• _What needs to be done_: Search the material and gather each line with "React" in it.

* begin *

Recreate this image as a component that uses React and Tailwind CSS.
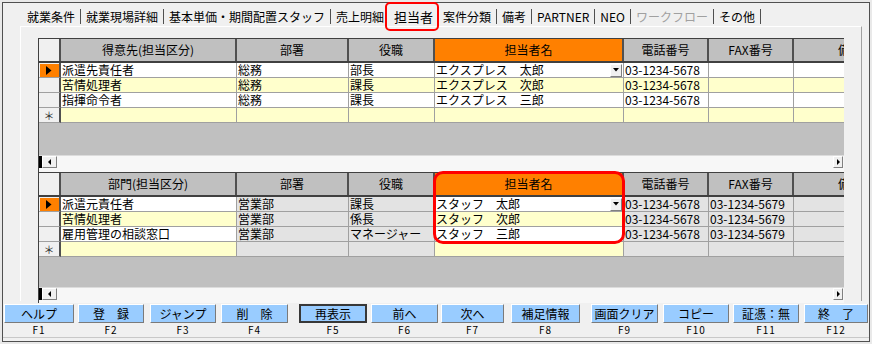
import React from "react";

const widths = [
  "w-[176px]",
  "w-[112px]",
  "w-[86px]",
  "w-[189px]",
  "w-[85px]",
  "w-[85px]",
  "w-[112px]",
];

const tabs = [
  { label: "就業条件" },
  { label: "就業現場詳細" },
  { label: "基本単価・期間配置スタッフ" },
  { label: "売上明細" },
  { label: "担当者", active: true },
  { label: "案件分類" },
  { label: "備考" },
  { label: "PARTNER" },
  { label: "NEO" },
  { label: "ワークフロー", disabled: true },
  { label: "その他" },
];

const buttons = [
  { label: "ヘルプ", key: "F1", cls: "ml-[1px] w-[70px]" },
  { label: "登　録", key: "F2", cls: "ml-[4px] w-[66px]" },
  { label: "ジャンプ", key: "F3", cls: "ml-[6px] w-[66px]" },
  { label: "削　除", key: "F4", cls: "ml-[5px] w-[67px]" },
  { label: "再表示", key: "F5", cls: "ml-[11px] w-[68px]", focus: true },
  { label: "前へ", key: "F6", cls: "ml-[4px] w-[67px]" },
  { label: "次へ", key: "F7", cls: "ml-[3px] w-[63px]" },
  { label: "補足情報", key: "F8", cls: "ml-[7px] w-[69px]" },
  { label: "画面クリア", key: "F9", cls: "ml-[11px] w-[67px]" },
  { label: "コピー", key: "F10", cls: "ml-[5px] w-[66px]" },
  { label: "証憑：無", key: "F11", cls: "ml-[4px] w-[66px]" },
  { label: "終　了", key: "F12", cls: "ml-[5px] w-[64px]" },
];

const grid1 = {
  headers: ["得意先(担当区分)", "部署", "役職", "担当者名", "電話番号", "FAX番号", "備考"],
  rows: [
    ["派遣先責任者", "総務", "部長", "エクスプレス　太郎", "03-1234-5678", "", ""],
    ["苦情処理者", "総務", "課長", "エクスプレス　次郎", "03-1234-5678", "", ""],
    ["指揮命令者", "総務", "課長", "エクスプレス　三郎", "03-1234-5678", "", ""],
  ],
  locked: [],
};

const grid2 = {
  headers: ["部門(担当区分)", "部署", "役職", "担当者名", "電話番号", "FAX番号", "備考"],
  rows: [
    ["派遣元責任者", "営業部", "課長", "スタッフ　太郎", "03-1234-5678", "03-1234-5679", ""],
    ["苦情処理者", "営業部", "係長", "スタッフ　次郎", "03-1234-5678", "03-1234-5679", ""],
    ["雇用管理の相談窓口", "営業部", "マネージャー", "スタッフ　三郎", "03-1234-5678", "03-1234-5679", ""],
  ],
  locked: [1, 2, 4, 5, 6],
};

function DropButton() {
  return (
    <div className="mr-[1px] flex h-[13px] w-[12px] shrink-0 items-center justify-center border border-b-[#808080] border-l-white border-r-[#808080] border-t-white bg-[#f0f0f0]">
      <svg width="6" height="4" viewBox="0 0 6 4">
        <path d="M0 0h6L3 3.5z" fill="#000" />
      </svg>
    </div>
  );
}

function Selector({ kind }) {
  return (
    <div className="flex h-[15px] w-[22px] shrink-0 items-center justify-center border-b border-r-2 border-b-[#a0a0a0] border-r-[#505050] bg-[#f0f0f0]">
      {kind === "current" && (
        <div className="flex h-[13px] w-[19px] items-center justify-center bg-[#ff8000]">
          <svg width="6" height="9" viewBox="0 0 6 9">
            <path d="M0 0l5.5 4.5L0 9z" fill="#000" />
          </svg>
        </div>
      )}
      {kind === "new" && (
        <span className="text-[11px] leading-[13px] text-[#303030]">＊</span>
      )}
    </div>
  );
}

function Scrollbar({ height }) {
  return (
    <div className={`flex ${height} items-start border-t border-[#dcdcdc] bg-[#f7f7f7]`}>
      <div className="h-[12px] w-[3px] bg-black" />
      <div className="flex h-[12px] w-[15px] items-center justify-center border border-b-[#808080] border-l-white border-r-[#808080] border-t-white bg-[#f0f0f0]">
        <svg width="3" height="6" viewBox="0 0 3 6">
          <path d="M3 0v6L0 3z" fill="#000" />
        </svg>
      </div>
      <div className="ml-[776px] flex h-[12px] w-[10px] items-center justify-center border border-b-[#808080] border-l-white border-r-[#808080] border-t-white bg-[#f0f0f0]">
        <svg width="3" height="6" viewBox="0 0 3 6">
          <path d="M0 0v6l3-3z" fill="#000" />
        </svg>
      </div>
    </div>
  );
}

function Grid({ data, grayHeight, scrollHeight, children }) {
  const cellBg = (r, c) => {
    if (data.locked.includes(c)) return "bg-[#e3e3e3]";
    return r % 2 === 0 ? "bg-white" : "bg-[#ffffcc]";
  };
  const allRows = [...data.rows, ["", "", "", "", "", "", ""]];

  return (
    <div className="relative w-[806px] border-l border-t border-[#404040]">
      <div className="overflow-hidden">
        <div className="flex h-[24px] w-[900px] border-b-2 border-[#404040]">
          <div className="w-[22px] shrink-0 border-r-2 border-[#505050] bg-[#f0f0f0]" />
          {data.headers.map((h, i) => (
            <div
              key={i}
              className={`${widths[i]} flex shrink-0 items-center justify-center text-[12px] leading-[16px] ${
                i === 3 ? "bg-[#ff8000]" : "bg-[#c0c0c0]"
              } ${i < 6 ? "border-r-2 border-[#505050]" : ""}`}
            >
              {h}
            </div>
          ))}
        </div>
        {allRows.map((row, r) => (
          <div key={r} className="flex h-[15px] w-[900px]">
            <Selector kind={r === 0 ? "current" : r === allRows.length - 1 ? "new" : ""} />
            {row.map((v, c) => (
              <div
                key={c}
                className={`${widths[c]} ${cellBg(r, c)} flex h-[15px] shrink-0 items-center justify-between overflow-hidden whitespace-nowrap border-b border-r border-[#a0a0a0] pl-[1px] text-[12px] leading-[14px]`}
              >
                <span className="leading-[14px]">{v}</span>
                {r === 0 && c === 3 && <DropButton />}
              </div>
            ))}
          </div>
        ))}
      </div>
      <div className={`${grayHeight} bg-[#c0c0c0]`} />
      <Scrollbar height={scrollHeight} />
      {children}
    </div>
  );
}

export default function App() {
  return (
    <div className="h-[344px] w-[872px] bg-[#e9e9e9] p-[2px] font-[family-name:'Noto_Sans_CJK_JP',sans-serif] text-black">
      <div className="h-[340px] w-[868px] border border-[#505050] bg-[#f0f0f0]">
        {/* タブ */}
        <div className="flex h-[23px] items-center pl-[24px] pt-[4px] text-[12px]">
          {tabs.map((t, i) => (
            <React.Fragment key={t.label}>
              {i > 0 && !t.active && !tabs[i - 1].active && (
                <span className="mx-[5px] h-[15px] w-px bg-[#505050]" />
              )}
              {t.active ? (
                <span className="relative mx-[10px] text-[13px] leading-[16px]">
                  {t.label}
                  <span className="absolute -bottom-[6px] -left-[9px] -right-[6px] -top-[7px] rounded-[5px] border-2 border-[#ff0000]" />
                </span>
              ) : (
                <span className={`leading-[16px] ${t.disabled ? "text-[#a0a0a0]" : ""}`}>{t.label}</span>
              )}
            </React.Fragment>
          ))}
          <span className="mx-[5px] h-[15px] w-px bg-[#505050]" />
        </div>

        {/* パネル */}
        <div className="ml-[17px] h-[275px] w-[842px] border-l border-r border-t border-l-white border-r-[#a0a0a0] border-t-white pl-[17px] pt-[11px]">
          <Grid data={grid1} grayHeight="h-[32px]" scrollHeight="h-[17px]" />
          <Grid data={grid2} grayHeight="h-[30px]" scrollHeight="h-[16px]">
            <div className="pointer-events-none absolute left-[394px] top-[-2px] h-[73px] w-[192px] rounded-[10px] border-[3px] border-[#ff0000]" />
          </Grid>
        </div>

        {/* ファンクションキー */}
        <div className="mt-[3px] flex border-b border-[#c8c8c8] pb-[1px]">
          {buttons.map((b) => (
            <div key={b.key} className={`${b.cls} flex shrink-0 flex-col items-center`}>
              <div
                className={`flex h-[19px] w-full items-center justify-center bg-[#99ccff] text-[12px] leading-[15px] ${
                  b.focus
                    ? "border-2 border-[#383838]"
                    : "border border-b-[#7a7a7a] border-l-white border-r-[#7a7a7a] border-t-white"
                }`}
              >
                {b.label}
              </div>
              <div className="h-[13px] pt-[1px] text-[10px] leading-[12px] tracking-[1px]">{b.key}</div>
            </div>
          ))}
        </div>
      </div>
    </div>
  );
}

* end *

• _Response to this task_:
Recreate this image as a component that uses React and Tailwind CSS.
import React from "react";
            <React.Fragment key={t.label}>
            </React.Fragment>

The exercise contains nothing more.